TASK DIRECTIONS
Repeat, exactly and in full, the lines of the listing below, but without any pictures.

(Items from a dataset)
***

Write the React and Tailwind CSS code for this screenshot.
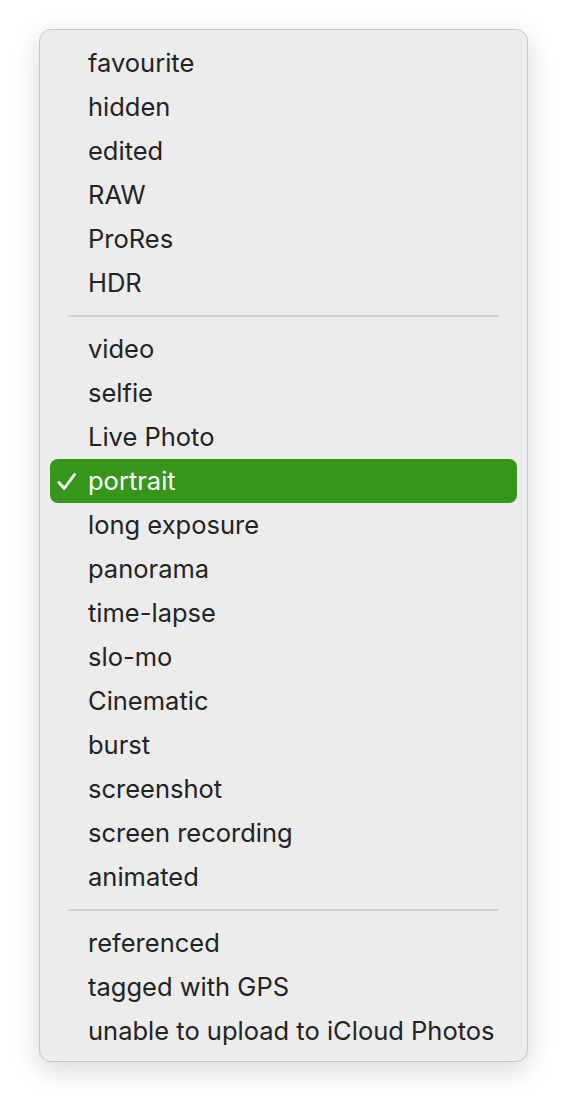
import React from 'react';

const groups = [
  ['favourite', 'hidden', 'edited', 'RAW', 'ProRes', 'HDR'],
  ['video', 'selfie', 'Live Photo', 'portrait', 'long exposure', 'panorama', 'time-lapse', 'slo-mo', 'Cinematic', 'burst', 'screenshot', 'screen recording', 'animated'],
  ['referenced', 'tagged with GPS', 'unable to upload to iCloud Photos'],
];

const Check = () => (
  <svg width="20" height="18" viewBox="0 0 20 18" className="block">
    <path d="M2 9.5 L7.2 15.5 L17.5 1.5" fill="none" stroke="currentColor" strokeWidth="2.8" strokeLinecap="round" strokeLinejoin="round" />
  </svg>
);

const MenuItem = ({ label, checked }) => (
  <div
    className={`h-[44px] mx-[10px] rounded-[8px] flex items-center pl-[7px] ${
      checked ? 'bg-[#36961a] text-white' : 'text-[#232323]'
    }`}
  >
    <span className="w-[31px] flex items-center pt-[1px]">{checked ? <Check /> : null}</span>
    <span className="pt-[1px]">{label}</span>
  </div>
);

export default function App() {
  return (
    <div className="w-[566px] h-[1108px] bg-white pt-[29px] pl-[39px]" style={{ fontFamily: 'Inter, "Noto Sans", sans-serif' }}>
      <div className="w-[489px] bg-[#ececec] border border-[#c6c6c6] rounded-[12px] pt-[11px] pb-[8px] text-[25.5px] shadow-[0_8px_28px_rgba(0,0,0,0.16)]">
        {groups.map((items, gi) => (
          <div key={gi}>
            {gi > 0 && (
              <div className="h-[22px] flex items-center px-[28px]">
                <div className="h-[2px] w-full bg-[#d3d3d3]" />
              </div>
            )}
            {items.map((item) => (
              <MenuItem key={item} label={item} checked={item === 'portrait'} />
            ))}
          </div>
        ))}
      </div>
    </div>
  );
}
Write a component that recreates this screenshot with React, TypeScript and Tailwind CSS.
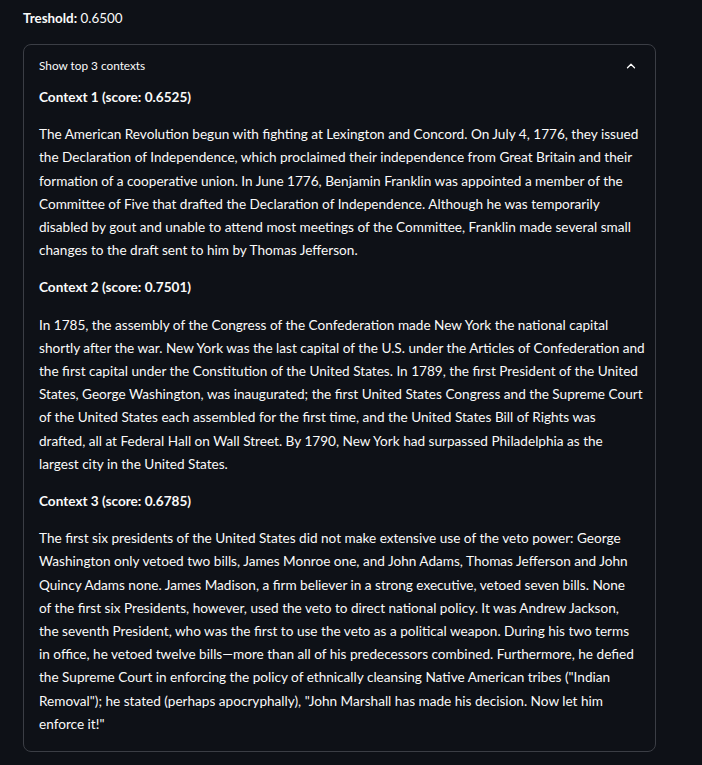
import { ChevronUp } from "lucide-react";

const contexts = [
  {
    title: "Context 1 (score: 0.6525)",
    lines: [
      "The American Revolution begun with fighting at Lexington and Concord. On July 4, 1776, they issued",
      "the Declaration of Independence, which proclaimed their independence from Great Britain and their",
      "formation of a cooperative union. In June 1776, Benjamin Franklin was appointed a member of the",
      "Committee of Five that drafted the Declaration of Independence. Although he was temporarily",
      "disabled by gout and unable to attend most meetings of the Committee, Franklin made several small",
      "changes to the draft sent to him by Thomas Jefferson.",
    ],
  },
  {
    title: "Context 2 (score: 0.7501)",
    lines: [
      "In 1785, the assembly of the Congress of the Confederation made New York the national capital",
      "shortly after the war. New York was the last capital of the U.S. under the Articles of Confederation and",
      "the first capital under the Constitution of the United States. In 1789, the first President of the United",
      "States, George Washington, was inaugurated; the first United States Congress and the Supreme Court",
      "of the United States each assembled for the first time, and the United States Bill of Rights was",
      "drafted, all at Federal Hall on Wall Street. By 1790, New York had surpassed Philadelphia as the",
      "largest city in the United States.",
    ],
  },
  {
    title: "Context 3 (score: 0.6785)",
    lines: [
      "The first six presidents of the United States did not make extensive use of the veto power: George",
      "Washington only vetoed two bills, James Monroe one, and John Adams, Thomas Jefferson and John",
      "Quincy Adams none. James Madison, a firm believer in a strong executive, vetoed seven bills. None",
      "of the first six Presidents, however, used the veto to direct national policy. It was Andrew Jackson,",
      "the seventh President, who was the first to use the veto as a political weapon. During his two terms",
      "in office, he vetoed twelve bills\u2014more than all of his predecessors combined. Furthermore, he defied",
      "the Supreme Court in enforcing the policy of ethnically cleansing Native American tribes (\"Indian",
      "Removal\"); he stated (perhaps apocryphally), \"John Marshall has made his decision. Now let him",
      "enforce it!\"",
    ],
  },
];

export default function App() {
  return (
    <div className="min-h-screen bg-[#0e1117] pl-[23px] pr-[46px] pt-[7px] pb-4 text-[#fafafa] font-['Lato',sans-serif]">
      <p className="text-[13.4px] leading-[23px]">
        <span className="font-bold">Treshold:</span> 0.6500
      </p>
      <div className="mt-[14px] rounded-lg border border-[#3b3e45]">
        <div className="flex items-center justify-between pl-[15px] pr-[17px] h-[41px] pt-px">
          <span className="text-[11.8px]">Show top 3 contexts</span>
          <ChevronUp className="w-3.5 h-3.5 text-white" strokeWidth={2.2} />
        </div>
        <div className="flex flex-col gap-[14px] px-[15px] pb-[15px]">
          {contexts.map((c) => (
            <div key={c.title} className="flex flex-col gap-[14px]">
              <p className="text-[13.6px] leading-[23.2px] font-bold">{c.title}</p>
              <p className="text-[13.6px] leading-[23.2px] whitespace-nowrap">
                {c.lines.map((l, i) => (
                  <span key={i}>
                    {l}
                    {i < c.lines.length - 1 && <br />}
                  </span>
                ))}
              </p>
            </div>
          ))}
        </div>
      </div>
    </div>
  );
}
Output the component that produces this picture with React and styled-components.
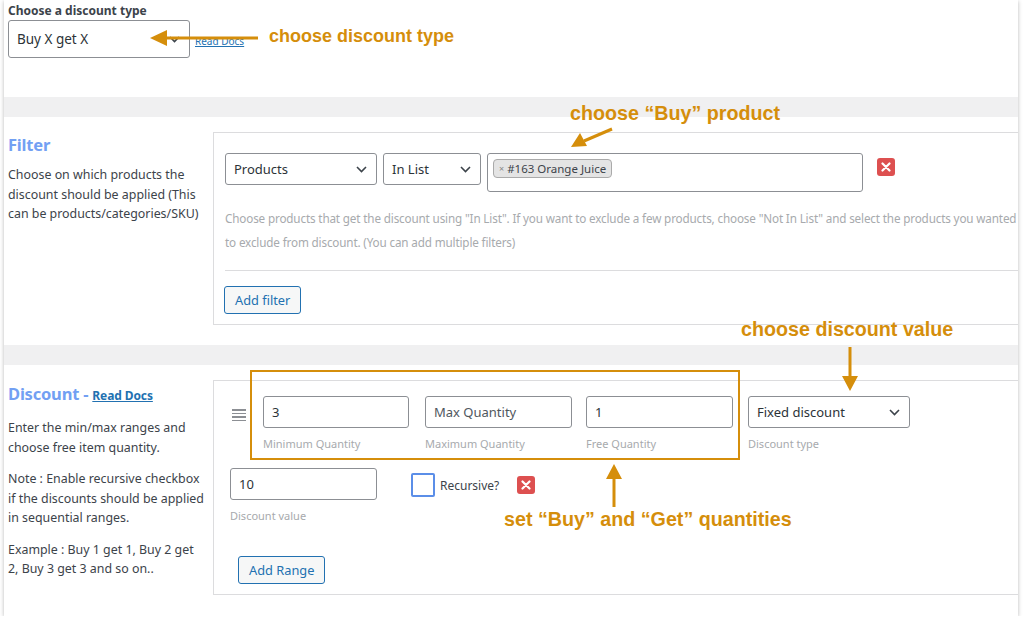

***

CORRECT OUTPUT
Write the React and Tailwind CSS code for this screenshot.
import React from 'react';

const groups = [
  ['favourite', 'hidden', 'edited', 'RAW', 'ProRes', 'HDR'],
  ['video', 'selfie', 'Live Photo', 'portrait', 'long exposure', 'panorama', 'time-lapse', 'slo-mo', 'Cinematic', 'burst', 'screenshot', 'screen recording', 'animated'],
  ['referenced', 'tagged with GPS', 'unable to upload to iCloud Photos'],
];

const Check = () => (
  <svg width="20" height="18" viewBox="0 0 20 18" className="block">
    <path d="M2 9.5 L7.2 15.5 L17.5 1.5" fill="none" stroke="currentColor" strokeWidth="2.8" strokeLinecap="round" strokeLinejoin="round" />
  </svg>
);

const MenuItem = ({ label, checked }) => (
  <div
    className={`h-[44px] mx-[10px] rounded-[8px] flex items-center pl-[7px] ${
      checked ? 'bg-[#36961a] text-white' : 'text-[#232323]'
    }`}
  >
    <span className="w-[31px] flex items-center pt-[1px]">{checked ? <Check /> : null}</span>
    <span className="pt-[1px]">{label}</span>
  </div>
);

export default function App() {
  return (
    <div className="w-[566px] h-[1108px] bg-white pt-[29px] pl-[39px]" style={{ fontFamily: 'Inter, "Noto Sans", sans-serif' }}>
      <div className="w-[489px] bg-[#ececec] border border-[#c6c6c6] rounded-[12px] pt-[11px] pb-[8px] text-[25.5px] shadow-[0_8px_28px_rgba(0,0,0,0.16)]">
        {groups.map((items, gi) => (
          <div key={gi}>
            {gi > 0 && (
              <div className="h-[22px] flex items-center px-[28px]">
                <div className="h-[2px] w-full bg-[#d3d3d3]" />
              </div>
            )}
            {items.map((item) => (
              <MenuItem key={item} label={item} checked={item === 'portrait'} />
            ))}
          </div>
        ))}
      </div>
    </div>
  );
}
Write a component that recreates this screenshot with React, TypeScript and Tailwind CSS.
import { ChevronUp } from "lucide-react";

const contexts = [
  {
    title: "Context 1 (score: 0.6525)",
    lines: [
      "The American Revolution begun with fighting at Lexington and Concord. On July 4, 1776, they issued",
      "the Declaration of Independence, which proclaimed their independence from Great Britain and their",
      "formation of a cooperative union. In June 1776, Benjamin Franklin was appointed a member of the",
      "Committee of Five that drafted the Declaration of Independence. Although he was temporarily",
      "disabled by gout and unable to attend most meetings of the Committee, Franklin made several small",
      "changes to the draft sent to him by Thomas Jefferson.",
    ],
  },
  {
    title: "Context 2 (score: 0.7501)",
    lines: [
      "In 1785, the assembly of the Congress of the Confederation made New York the national capital",
      "shortly after the war. New York was the last capital of the U.S. under the Articles of Confederation and",
      "the first capital under the Constitution of the United States. In 1789, the first President of the United",
      "States, George Washington, was inaugurated; the first United States Congress and the Supreme Court",
      "of the United States each assembled for the first time, and the United States Bill of Rights was",
      "drafted, all at Federal Hall on Wall Street. By 1790, New York had surpassed Philadelphia as the",
      "largest city in the United States.",
    ],
  },
  {
    title: "Context 3 (score: 0.6785)",
    lines: [
      "The first six presidents of the United States did not make extensive use of the veto power: George",
      "Washington only vetoed two bills, James Monroe one, and John Adams, Thomas Jefferson and John",
      "Quincy Adams none. James Madison, a firm believer in a strong executive, vetoed seven bills. None",
      "of the first six Presidents, however, used the veto to direct national policy. It was Andrew Jackson,",
      "the seventh President, who was the first to use the veto as a political weapon. During his two terms",
      "in office, he vetoed twelve bills\u2014more than all of his predecessors combined. Furthermore, he defied",
      "the Supreme Court in enforcing the policy of ethnically cleansing Native American tribes (\"Indian",
      "Removal\"); he stated (perhaps apocryphally), \"John Marshall has made his decision. Now let him",
      "enforce it!\"",
    ],
  },
];

export default function App() {
  return (
    <div className="min-h-screen bg-[#0e1117] pl-[23px] pr-[46px] pt-[7px] pb-4 text-[#fafafa] font-['Lato',sans-serif]">
      <p className="text-[13.4px] leading-[23px]">
        <span className="font-bold">Treshold:</span> 0.6500
      </p>
      <div className="mt-[14px] rounded-lg border border-[#3b3e45]">
        <div className="flex items-center justify-between pl-[15px] pr-[17px] h-[41px] pt-px">
          <span className="text-[11.8px]">Show top 3 contexts</span>
          <ChevronUp className="w-3.5 h-3.5 text-white" strokeWidth={2.2} />
        </div>
        <div className="flex flex-col gap-[14px] px-[15px] pb-[15px]">
          {contexts.map((c) => (
            <div key={c.title} className="flex flex-col gap-[14px]">
              <p className="text-[13.6px] leading-[23.2px] font-bold">{c.title}</p>
              <p className="text-[13.6px] leading-[23.2px] whitespace-nowrap">
                {c.lines.map((l, i) => (
                  <span key={i}>
                    {l}
                    {i < c.lines.length - 1 && <br />}
                  </span>
                ))}
              </p>
            </div>
          ))}
        </div>
      </div>
    </div>
  );
}
Output the component that produces this picture with React and styled-components.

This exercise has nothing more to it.